--- begin RECORD EXCERPTS ---

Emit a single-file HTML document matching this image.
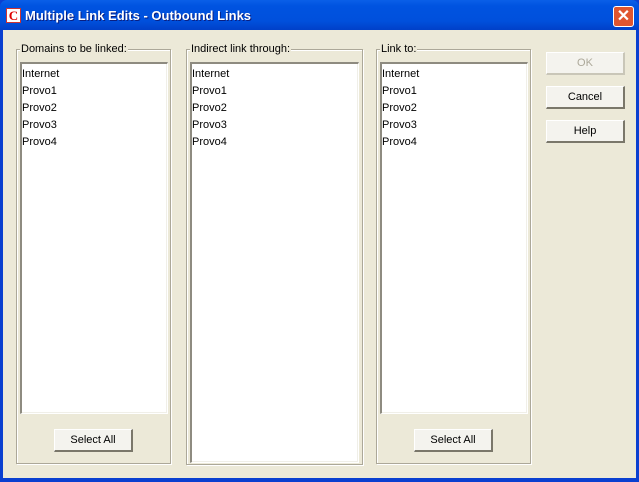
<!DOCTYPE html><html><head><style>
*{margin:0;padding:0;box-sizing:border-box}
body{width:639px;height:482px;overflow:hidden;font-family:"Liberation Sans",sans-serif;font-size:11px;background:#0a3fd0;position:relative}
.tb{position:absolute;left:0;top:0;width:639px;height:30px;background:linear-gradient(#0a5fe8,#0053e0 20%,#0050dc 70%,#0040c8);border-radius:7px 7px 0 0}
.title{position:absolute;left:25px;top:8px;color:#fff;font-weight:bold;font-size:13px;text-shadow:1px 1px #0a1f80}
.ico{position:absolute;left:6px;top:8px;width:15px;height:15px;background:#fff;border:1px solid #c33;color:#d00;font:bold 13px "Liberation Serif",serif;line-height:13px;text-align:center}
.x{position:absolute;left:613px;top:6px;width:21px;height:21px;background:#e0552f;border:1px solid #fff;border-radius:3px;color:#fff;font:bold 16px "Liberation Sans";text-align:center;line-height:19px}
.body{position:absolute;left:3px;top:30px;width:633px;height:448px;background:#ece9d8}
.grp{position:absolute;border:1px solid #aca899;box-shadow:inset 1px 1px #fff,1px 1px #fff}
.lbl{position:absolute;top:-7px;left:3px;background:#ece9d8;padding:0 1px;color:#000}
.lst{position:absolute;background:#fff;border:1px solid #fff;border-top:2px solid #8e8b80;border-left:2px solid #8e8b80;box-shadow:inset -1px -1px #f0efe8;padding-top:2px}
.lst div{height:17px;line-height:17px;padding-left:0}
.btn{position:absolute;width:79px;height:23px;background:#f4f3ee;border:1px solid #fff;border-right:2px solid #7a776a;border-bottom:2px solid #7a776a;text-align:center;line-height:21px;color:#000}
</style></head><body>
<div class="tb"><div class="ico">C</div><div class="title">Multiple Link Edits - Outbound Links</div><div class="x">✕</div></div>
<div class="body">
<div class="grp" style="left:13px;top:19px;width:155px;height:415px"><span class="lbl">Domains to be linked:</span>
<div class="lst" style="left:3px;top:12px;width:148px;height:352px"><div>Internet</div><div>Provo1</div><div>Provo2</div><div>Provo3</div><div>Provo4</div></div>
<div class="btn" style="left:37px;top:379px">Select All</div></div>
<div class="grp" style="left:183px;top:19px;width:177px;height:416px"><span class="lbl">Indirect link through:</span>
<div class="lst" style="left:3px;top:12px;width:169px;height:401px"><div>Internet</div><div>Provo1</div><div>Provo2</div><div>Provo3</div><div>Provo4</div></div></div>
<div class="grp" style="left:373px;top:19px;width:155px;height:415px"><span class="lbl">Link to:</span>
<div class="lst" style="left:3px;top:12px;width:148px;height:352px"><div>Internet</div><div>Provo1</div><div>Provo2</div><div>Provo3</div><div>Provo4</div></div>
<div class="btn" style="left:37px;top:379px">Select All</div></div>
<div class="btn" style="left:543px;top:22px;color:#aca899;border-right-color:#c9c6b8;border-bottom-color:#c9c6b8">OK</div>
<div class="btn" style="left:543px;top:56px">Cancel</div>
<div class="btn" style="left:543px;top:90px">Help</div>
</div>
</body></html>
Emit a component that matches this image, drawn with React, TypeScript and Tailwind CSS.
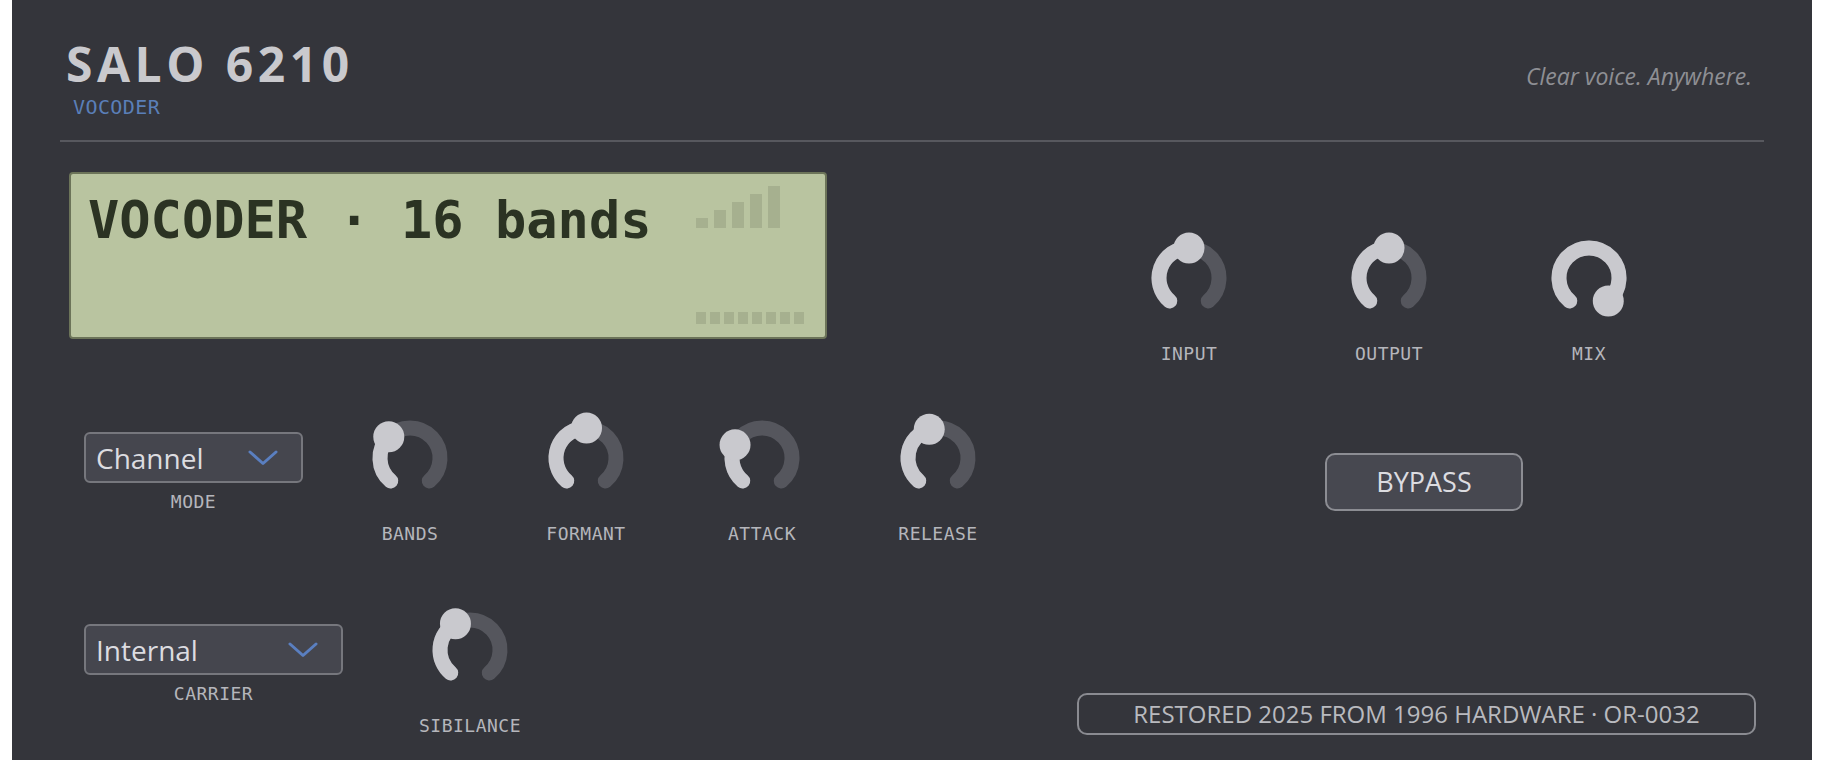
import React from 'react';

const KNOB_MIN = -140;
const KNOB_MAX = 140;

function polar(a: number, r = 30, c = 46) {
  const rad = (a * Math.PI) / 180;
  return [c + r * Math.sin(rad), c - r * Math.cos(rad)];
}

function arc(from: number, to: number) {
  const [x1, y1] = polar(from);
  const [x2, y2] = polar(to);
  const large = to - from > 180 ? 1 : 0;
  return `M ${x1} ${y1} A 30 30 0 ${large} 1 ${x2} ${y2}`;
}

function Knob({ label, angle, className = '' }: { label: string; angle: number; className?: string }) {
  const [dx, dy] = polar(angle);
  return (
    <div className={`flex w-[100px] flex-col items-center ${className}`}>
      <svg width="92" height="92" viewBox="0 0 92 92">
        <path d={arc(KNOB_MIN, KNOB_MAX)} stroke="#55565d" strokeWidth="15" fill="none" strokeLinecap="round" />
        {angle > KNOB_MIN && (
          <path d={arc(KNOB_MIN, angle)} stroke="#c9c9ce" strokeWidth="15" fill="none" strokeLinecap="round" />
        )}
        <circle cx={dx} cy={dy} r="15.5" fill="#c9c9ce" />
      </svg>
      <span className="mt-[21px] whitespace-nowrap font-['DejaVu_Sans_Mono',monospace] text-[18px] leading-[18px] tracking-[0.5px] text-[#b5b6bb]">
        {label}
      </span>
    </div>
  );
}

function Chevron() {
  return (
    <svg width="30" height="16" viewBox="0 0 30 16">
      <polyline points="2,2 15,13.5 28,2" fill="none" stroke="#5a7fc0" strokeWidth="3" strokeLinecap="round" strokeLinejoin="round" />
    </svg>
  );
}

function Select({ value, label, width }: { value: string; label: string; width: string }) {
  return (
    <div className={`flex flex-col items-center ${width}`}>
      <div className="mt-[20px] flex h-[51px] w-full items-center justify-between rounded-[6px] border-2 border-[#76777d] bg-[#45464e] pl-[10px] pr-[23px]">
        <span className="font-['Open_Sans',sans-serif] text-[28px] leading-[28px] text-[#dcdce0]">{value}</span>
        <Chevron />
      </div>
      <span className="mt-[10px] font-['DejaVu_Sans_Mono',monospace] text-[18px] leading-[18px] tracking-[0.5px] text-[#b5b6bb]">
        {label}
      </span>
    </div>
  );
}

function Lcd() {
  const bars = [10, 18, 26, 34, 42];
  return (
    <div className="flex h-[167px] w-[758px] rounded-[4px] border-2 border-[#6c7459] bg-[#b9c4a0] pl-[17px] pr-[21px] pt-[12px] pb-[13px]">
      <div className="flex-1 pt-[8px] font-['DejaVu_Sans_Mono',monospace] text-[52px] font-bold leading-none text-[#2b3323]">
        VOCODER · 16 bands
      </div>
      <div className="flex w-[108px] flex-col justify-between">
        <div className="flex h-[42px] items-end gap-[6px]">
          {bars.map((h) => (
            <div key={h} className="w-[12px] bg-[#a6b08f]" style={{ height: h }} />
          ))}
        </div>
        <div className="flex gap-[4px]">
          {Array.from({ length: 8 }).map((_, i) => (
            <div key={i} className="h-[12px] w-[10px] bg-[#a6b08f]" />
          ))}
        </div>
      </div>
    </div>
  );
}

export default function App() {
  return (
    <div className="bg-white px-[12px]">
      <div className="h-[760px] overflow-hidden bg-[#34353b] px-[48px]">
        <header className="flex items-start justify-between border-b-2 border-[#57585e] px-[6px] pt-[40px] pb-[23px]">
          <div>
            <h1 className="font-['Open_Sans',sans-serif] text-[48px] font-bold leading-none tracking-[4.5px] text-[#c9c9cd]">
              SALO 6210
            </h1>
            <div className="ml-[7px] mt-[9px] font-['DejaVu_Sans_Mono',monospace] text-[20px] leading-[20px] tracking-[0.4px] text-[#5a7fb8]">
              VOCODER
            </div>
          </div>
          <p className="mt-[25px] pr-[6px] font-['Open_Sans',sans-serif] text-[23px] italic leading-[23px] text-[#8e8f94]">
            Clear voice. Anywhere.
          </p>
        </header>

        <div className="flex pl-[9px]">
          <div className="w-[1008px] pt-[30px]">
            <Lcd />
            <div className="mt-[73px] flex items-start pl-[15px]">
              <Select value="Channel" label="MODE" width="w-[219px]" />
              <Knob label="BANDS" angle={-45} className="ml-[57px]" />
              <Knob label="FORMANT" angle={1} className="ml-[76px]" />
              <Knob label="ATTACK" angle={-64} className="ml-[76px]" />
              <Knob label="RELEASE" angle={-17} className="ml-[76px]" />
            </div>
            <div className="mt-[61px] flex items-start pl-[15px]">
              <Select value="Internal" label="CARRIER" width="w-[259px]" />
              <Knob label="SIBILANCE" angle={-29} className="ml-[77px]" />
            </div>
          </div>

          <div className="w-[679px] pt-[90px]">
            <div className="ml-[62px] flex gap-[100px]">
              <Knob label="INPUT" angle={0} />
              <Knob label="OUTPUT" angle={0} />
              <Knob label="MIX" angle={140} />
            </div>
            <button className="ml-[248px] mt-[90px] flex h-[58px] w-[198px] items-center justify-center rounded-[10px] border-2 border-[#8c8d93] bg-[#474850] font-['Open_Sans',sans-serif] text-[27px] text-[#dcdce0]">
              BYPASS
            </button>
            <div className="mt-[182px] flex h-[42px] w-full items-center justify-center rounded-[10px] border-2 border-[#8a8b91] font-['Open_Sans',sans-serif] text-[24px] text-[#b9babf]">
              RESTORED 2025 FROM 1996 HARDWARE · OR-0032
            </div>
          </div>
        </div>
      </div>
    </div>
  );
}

--- end RECORD EXCERPTS ---

§ WHAT IS NEEDED:
Where a line in the material above holds "image", copy that line.

§ OUTPUT FOR THIS TASK:
Emit a single-file HTML document matching this image.
Emit a component that matches this image, drawn with React, TypeScript and Tailwind CSS.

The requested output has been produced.